# EXERCISE INPUT:
* * *

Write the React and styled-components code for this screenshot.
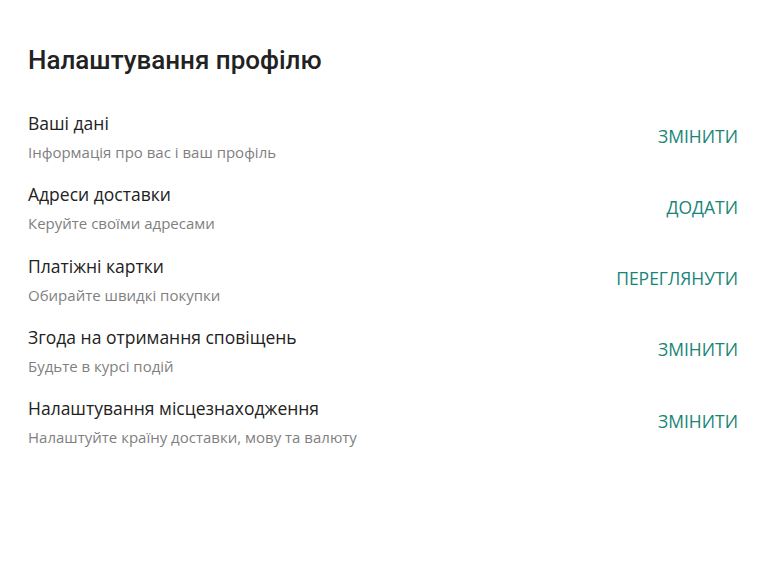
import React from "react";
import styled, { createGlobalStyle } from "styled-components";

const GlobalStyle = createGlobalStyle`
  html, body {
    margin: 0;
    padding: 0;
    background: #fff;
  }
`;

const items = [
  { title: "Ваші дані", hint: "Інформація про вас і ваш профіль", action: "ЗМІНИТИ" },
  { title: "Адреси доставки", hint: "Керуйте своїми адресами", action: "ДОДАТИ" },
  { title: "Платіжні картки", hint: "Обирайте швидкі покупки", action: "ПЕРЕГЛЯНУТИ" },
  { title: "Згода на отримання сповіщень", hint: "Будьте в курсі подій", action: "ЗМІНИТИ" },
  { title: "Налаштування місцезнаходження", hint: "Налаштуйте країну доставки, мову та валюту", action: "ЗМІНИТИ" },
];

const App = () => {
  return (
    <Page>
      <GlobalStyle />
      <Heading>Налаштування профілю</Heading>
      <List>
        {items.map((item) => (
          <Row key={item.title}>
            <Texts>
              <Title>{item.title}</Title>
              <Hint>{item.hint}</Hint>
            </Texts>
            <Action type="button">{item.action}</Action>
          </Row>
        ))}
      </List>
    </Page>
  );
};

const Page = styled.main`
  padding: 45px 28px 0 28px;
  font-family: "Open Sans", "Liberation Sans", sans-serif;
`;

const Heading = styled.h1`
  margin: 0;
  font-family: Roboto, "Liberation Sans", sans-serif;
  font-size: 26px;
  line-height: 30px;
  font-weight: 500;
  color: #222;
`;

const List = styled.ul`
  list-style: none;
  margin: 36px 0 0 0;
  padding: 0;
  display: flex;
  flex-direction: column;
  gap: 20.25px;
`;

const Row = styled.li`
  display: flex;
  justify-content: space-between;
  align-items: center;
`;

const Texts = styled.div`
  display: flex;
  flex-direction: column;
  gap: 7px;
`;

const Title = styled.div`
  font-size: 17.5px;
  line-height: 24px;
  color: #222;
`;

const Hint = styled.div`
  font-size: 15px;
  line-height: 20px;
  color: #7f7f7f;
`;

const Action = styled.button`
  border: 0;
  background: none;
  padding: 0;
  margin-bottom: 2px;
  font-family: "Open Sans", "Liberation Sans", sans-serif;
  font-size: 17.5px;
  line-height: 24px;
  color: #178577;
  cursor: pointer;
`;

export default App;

* * *

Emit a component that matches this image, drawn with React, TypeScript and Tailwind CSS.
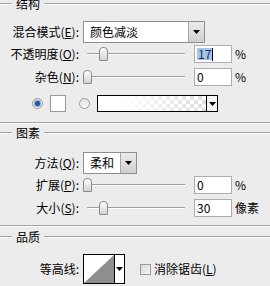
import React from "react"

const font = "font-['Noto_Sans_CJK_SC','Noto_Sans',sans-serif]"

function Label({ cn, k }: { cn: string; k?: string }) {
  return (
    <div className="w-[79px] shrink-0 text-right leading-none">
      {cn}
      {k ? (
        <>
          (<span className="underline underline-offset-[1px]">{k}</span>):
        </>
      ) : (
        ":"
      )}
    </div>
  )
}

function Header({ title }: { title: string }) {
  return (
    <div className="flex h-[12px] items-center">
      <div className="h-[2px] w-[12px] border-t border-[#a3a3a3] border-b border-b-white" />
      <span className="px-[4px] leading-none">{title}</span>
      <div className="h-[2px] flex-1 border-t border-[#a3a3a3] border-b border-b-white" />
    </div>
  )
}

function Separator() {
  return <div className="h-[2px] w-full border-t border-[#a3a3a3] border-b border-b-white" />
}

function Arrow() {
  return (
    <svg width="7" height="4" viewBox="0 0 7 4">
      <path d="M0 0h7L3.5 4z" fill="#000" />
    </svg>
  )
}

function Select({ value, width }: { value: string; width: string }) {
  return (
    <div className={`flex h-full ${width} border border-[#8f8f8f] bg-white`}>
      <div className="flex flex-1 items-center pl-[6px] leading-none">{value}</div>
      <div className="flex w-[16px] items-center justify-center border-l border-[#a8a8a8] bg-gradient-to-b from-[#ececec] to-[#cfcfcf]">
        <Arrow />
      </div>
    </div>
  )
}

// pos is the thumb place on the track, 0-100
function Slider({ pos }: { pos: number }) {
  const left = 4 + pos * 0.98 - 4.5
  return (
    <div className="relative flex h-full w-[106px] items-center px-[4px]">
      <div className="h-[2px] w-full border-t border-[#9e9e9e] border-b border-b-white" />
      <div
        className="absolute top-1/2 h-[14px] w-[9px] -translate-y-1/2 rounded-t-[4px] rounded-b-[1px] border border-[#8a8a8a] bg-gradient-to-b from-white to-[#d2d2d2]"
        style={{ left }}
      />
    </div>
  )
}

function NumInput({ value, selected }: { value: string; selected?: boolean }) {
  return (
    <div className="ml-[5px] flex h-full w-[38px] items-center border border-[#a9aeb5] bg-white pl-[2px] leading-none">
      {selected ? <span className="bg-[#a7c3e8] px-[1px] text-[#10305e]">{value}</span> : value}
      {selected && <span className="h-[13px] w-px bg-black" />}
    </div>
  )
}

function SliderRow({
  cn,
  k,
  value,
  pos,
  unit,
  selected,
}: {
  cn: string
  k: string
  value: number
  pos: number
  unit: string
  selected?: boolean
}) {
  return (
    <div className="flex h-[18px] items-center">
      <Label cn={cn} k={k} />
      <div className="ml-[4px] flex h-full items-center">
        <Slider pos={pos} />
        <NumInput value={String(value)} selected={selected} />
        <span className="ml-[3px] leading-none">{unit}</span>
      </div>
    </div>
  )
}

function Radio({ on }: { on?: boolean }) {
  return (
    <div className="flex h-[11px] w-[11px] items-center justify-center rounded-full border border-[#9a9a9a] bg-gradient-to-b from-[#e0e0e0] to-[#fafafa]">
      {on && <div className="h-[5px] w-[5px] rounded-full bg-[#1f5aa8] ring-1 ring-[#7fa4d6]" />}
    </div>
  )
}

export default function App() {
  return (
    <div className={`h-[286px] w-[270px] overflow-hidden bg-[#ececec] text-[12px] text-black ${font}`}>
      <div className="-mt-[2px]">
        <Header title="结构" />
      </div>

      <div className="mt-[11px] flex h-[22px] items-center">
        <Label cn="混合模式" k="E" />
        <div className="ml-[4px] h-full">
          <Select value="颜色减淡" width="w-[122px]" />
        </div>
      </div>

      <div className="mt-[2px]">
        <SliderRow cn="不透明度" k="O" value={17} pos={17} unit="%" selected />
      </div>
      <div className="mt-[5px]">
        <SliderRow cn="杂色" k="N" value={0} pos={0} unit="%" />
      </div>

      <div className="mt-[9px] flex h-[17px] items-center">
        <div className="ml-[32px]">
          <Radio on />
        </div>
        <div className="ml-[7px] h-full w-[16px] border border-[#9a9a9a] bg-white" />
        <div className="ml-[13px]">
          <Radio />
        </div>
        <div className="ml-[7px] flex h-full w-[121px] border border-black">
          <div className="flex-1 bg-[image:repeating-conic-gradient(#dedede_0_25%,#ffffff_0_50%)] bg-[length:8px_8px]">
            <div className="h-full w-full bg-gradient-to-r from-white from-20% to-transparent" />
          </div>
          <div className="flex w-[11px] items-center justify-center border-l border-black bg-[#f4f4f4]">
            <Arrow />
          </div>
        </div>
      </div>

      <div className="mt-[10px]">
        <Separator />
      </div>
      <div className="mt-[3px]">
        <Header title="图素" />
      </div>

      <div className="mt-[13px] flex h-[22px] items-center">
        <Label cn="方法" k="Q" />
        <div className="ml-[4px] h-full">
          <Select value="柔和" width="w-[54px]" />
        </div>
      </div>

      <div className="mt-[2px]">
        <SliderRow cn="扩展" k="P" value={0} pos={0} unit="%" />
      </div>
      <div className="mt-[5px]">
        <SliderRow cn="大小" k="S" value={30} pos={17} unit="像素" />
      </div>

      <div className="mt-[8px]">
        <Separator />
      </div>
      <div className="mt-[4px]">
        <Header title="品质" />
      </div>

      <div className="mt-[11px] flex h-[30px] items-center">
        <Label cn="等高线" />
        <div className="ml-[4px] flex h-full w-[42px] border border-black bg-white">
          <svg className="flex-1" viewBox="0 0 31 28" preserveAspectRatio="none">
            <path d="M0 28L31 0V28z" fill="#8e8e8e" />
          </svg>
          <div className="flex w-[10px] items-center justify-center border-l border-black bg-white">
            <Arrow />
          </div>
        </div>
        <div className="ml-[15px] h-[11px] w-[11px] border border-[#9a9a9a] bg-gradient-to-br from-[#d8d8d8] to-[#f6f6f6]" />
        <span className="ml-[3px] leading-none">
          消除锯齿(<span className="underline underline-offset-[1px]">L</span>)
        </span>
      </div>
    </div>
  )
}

* * *

# WRITTEN REQUEST:
The word "styled" appears in how many lines of the records? Give the number only.

# SOLUTION BELOW:
10